Seek the Living by Ashley Warlick
I don’t like romance stories. I don’t like following the tale of a woman in search of the perfect man, planning the perfect marriage, becoming perfectly pregnant, all within some torrid wind of dramatic events only further ensuring the protagonist and her beau as star-crossed mates. Seek the Living, by Ashley Warlick, is not a romance story. It is, however, the story of a woman and her marriage, her hopeless desire to become pregnant, a past affair that continues to haunt her thoughts, and a family that requires her saving efforts. Refreshing in its lack of the sappy or overdrawn, the story is simply that of Joan Patee and a period of her life. And her voice, in Warlick’s clear, picturesque tongue, can only be described as one thing: hopelessly romantic.
It’s difficult to tell exactly where this story lies. It begins with Joan tending to her brother and his girlfriend, Denny and Hedy, when Denny is found to be digging up artifacts from a graveyard. While Joan is concerned for the state of her brother’s relationship, the focus soon shifts to Joan’s own marriage with her husband, Marshall, who is often away from home due to his job investigating disastrous accidents. The entirety of the book is in Joan’s mind, much of it spent expressing her ardent love for her husband: “He is never home, but I knew this when I married him and loved him so much I thought I wouldn’t mind. It has not proved to be the truth, but I hold myself responsible. There was a time when I thought whatever I could get would be enough.” When Marshall does come home, Joan is absorbed with her desire to become pregnant, marking each month that it does not happen and wondering how she must appear to a store clerk when she finds herself absently clutching baby clothes. Though she is consumed with Marshall’s absence when he is away, she is equally preoccupied by his presence when he is there, making her story one of longing and unattainable love.
Just beyond this, however, is the story of an affair, involving Joan and the woman her lover later came to marry. With her lover, Bannon, now dead, Joan feels a sort of inevitable connection with his widow Gail, though the two never truly make the effort to become friends. This too feeds into Joan’s character as one who pines for great love. She recounts the affair they had shortly before his marriage to Gail, all the while making it evident that his death is as great a loss to her as it is to his wife. “I would be different if Bannon were still alive,” Joan muses. “I would have made different bargains with myself. I would not want so much from everyone so on the spot because I could trust they’d be there in the morning, or some soon morning in the future, when I could ask again.” How she deals with her continuing feels for Bannon while battling her doubts and fears for her marriage mark the conflict Joan must resolve within the book’s pages.

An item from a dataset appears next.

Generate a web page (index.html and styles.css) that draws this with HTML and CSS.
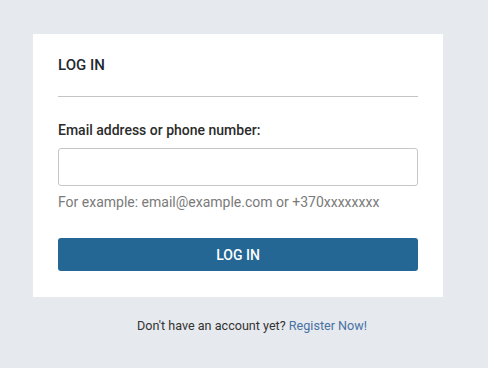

These three plot points are sufficient to support the bulk of the novel, but it is Warlick’s writing, the way she handles her words, that makes Seek the Living a worthwhile read. The entire novel, with the exception of Joan’s telling of her affair with Bannon, is told in the first person present and it takes a certain amount of self-awareness to keep from abusing this and exploiting it as a gimmick to make otherwise dull writing seem interesting. Joan’s narrative reads like actual thoughts and the sentiment she intimates feels true. When Joan describes the love letters Marshall composes while away on the job, it is Warlick who successfully conveys the romance in this practice and makes Joan’s wistfulness real. And because Warlick’s ability to describe Joan’s thoughts and feelings is so precise, that the stories themselves are a bit confusing is almost negligible.
I’ll be honest. I didn’t always know what was happening with the plot or how each story figured in the timeline. Joan is in the now and the affair and the history with Denny is in the past, but how far back is difficult to tell. Though the narrative reads favorably as a fount of Joan’s thoughts, the form doesn’t lend itself well to this type of exposition. The main story could be either of the three plot points -– that of Joan’s relationship with her brother, her husband, or her dead lover -– but it’s more a compliment to the author’s writing that she can incorporate several issues in one book and make each seem like the pivotal point. So what if I didn’t understand exactly how everything falls into place the first time around? With a story about love that reveals the longing and uncertainty that is far more prevalent in reality than the conventional maudlin undertones, I won’t be reluctant to give Seek the Living another go.